**Exercise task:** All of the material should be reproduced exactly, with pictures left out.

+++ Data for this task

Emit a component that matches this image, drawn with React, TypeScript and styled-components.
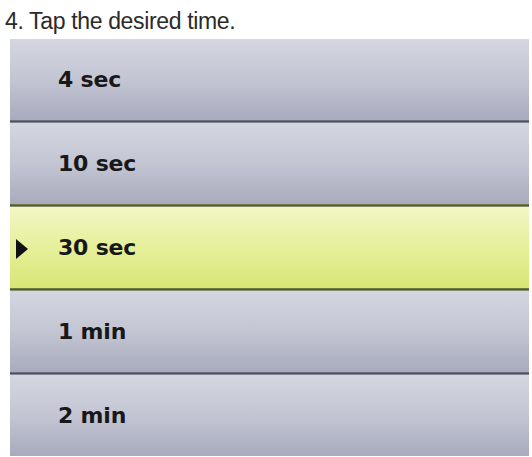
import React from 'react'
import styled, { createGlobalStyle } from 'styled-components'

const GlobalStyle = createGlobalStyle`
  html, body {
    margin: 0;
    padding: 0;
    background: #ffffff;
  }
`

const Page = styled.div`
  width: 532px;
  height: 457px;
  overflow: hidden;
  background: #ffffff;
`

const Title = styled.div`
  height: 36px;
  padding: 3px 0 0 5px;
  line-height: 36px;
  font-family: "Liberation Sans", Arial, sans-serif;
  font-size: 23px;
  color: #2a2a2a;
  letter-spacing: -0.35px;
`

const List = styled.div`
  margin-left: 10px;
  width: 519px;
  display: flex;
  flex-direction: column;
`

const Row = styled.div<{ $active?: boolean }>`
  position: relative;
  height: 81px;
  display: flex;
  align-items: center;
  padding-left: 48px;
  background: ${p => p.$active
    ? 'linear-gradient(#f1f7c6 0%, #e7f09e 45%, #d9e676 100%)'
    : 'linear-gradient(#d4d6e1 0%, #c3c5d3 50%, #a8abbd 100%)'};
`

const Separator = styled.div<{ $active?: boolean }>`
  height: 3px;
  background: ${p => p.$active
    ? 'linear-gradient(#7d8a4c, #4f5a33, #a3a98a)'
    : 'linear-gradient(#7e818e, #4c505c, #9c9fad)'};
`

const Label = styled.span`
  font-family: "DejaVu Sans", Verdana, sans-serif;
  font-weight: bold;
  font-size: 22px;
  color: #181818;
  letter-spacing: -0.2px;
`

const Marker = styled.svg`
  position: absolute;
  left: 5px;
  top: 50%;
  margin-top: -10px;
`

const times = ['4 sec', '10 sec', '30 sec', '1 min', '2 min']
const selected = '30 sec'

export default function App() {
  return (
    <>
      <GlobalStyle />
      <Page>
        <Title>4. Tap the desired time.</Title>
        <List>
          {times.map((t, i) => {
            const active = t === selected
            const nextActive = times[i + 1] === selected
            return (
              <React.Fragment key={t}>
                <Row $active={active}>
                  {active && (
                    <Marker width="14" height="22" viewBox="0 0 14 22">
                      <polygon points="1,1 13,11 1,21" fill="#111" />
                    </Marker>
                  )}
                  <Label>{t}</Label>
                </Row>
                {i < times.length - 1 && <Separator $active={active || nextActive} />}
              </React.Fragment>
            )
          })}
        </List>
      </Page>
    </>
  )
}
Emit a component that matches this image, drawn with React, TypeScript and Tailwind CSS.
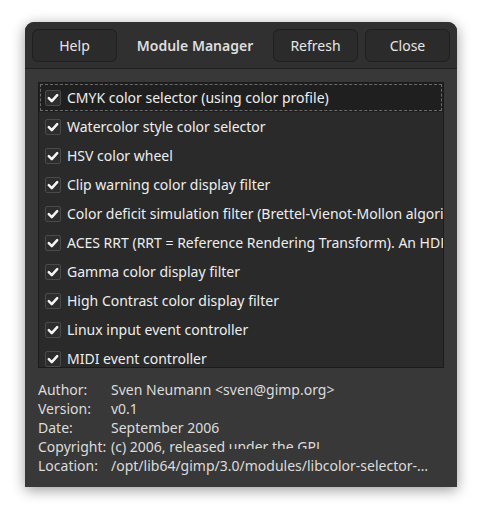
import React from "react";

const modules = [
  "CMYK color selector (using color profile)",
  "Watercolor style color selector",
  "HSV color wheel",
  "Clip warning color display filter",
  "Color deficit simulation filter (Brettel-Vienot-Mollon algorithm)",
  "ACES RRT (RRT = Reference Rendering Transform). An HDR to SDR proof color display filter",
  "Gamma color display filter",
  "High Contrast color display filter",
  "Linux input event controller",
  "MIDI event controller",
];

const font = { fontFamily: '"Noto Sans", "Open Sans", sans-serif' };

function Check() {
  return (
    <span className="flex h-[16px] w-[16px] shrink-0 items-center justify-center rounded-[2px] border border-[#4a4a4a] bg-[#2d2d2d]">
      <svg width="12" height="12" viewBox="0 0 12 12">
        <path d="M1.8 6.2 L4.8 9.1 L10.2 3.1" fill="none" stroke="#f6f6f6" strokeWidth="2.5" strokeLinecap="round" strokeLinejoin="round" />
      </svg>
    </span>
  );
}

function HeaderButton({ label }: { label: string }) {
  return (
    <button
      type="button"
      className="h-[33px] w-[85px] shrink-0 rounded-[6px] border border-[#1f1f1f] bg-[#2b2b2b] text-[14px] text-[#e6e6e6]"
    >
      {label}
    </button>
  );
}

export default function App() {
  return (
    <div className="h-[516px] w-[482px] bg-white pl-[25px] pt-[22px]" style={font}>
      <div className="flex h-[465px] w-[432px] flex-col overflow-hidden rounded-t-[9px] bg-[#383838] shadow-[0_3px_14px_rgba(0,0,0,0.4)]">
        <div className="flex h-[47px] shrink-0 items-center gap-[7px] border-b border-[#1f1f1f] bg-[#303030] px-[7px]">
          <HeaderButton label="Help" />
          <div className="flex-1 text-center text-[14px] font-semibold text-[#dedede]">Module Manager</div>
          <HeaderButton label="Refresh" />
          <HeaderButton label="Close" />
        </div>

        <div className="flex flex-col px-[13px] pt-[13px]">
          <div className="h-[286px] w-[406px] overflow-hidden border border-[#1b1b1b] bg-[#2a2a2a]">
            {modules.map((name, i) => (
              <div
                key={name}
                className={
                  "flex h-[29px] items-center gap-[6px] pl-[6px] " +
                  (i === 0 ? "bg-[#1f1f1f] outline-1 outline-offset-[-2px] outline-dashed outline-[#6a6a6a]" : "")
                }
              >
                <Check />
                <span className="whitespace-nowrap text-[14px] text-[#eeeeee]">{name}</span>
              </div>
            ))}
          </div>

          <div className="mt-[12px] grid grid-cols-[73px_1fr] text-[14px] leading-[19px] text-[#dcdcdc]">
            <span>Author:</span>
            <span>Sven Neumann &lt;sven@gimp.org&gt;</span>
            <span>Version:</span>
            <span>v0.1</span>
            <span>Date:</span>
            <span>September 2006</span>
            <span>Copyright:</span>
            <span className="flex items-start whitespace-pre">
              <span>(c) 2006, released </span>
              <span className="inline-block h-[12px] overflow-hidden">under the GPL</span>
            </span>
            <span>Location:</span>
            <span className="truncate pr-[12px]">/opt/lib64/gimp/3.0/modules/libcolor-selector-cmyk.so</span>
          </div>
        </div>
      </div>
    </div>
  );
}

++++++

**Worked solution:**
Emit a component that matches this image, drawn with React, TypeScript and styled-components.
import React from 'react'
import styled, { createGlobalStyle } from 'styled-components'

const GlobalStyle = createGlobalStyle`
  html, body {
    margin: 0;
    padding: 0;
    background: #ffffff;
  }
`

const Page = styled.div`
  width: 532px;
  height: 457px;
  overflow: hidden;
  background: #ffffff;
`

const Title = styled.div`
  height: 36px;
  padding: 3px 0 0 5px;
  line-height: 36px;
  font-family: "Liberation Sans", Arial, sans-serif;
  font-size: 23px;
  color: #2a2a2a;
  letter-spacing: -0.35px;
`

const List = styled.div`
  margin-left: 10px;
  width: 519px;
  display: flex;
  flex-direction: column;
`

const Row = styled.div<{ $active?: boolean }>`
  position: relative;
  height: 81px;
  display: flex;
  align-items: center;
  padding-left: 48px;
  background: ${p => p.$active
    ? 'linear-gradient(#f1f7c6 0%, #e7f09e 45%, #d9e676 100%)'
    : 'linear-gradient(#d4d6e1 0%, #c3c5d3 50%, #a8abbd 100%)'};
`

const Separator = styled.div<{ $active?: boolean }>`
  height: 3px;
  background: ${p => p.$active
    ? 'linear-gradient(#7d8a4c, #4f5a33, #a3a98a)'
    : 'linear-gradient(#7e818e, #4c505c, #9c9fad)'};
`

const Label = styled.span`
  font-family: "DejaVu Sans", Verdana, sans-serif;
  font-weight: bold;
  font-size: 22px;
  color: #181818;
  letter-spacing: -0.2px;
`

const Marker = styled.svg`
  position: absolute;
  left: 5px;
  top: 50%;
  margin-top: -10px;
`

const times = ['4 sec', '10 sec', '30 sec', '1 min', '2 min']
const selected = '30 sec'

export default function App() {
  return (
    <>
      <GlobalStyle />
      <Page>
        <Title>4. Tap the desired time.</Title>
        <List>
          {times.map((t, i) => {
            const active = t === selected
            const nextActive = times[i + 1] === selected
            return (
              <React.Fragment key={t}>
                <Row $active={active}>
                  {active && (
                    <Marker width="14" height="22" viewBox="0 0 14 22">
                      <polygon points="1,1 13,11 1,21" fill="#111" />
                    </Marker>
                  )}
                  <Label>{t}</Label>
                </Row>
                {i < times.length - 1 && <Separator $active={active || nextActive} />}
              </React.Fragment>
            )
          })}
        </List>
      </Page>
    </>
  )
}
Emit a component that matches this image, drawn with React, TypeScript and Tailwind CSS.
import React from "react";

const modules = [
  "CMYK color selector (using color profile)",
  "Watercolor style color selector",
  "HSV color wheel",
  "Clip warning color display filter",
  "Color deficit simulation filter (Brettel-Vienot-Mollon algorithm)",
  "ACES RRT (RRT = Reference Rendering Transform). An HDR to SDR proof color display filter",
  "Gamma color display filter",
  "High Contrast color display filter",
  "Linux input event controller",
  "MIDI event controller",
];

const font = { fontFamily: '"Noto Sans", "Open Sans", sans-serif' };

function Check() {
  return (
    <span className="flex h-[16px] w-[16px] shrink-0 items-center justify-center rounded-[2px] border border-[#4a4a4a] bg-[#2d2d2d]">
      <svg width="12" height="12" viewBox="0 0 12 12">
        <path d="M1.8 6.2 L4.8 9.1 L10.2 3.1" fill="none" stroke="#f6f6f6" strokeWidth="2.5" strokeLinecap="round" strokeLinejoin="round" />
      </svg>
    </span>
  );
}

function HeaderButton({ label }: { label: string }) {
  return (
    <button
      type="button"
      className="h-[33px] w-[85px] shrink-0 rounded-[6px] border border-[#1f1f1f] bg-[#2b2b2b] text-[14px] text-[#e6e6e6]"
    >
      {label}
    </button>
  );
}

export default function App() {
  return (
    <div className="h-[516px] w-[482px] bg-white pl-[25px] pt-[22px]" style={font}>
      <div className="flex h-[465px] w-[432px] flex-col overflow-hidden rounded-t-[9px] bg-[#383838] shadow-[0_3px_14px_rgba(0,0,0,0.4)]">
        <div className="flex h-[47px] shrink-0 items-center gap-[7px] border-b border-[#1f1f1f] bg-[#303030] px-[7px]">
          <HeaderButton label="Help" />
          <div className="flex-1 text-center text-[14px] font-semibold text-[#dedede]">Module Manager</div>
          <HeaderButton label="Refresh" />
          <HeaderButton label="Close" />
        </div>

        <div className="flex flex-col px-[13px] pt-[13px]">
          <div className="h-[286px] w-[406px] overflow-hidden border border-[#1b1b1b] bg-[#2a2a2a]">
            {modules.map((name, i) => (
              <div
                key={name}
                className={
                  "flex h-[29px] items-center gap-[6px] pl-[6px] " +
                  (i === 0 ? "bg-[#1f1f1f] outline-1 outline-offset-[-2px] outline-dashed outline-[#6a6a6a]" : "")
                }
              >
                <Check />
                <span className="whitespace-nowrap text-[14px] text-[#eeeeee]">{name}</span>
              </div>
            ))}
          </div>

          <div className="mt-[12px] grid grid-cols-[73px_1fr] text-[14px] leading-[19px] text-[#dcdcdc]">
            <span>Author:</span>
            <span>Sven Neumann &lt;sven@gimp.org&gt;</span>
            <span>Version:</span>
            <span>v0.1</span>
            <span>Date:</span>
            <span>September 2006</span>
            <span>Copyright:</span>
            <span className="flex items-start whitespace-pre">
              <span>(c) 2006, released </span>
              <span className="inline-block h-[12px] overflow-hidden">under the GPL</span>
            </span>
            <span>Location:</span>
            <span className="truncate pr-[12px]">/opt/lib64/gimp/3.0/modules/libcolor-selector-cmyk.so</span>
          </div>
        </div>
      </div>
    </div>
  );
}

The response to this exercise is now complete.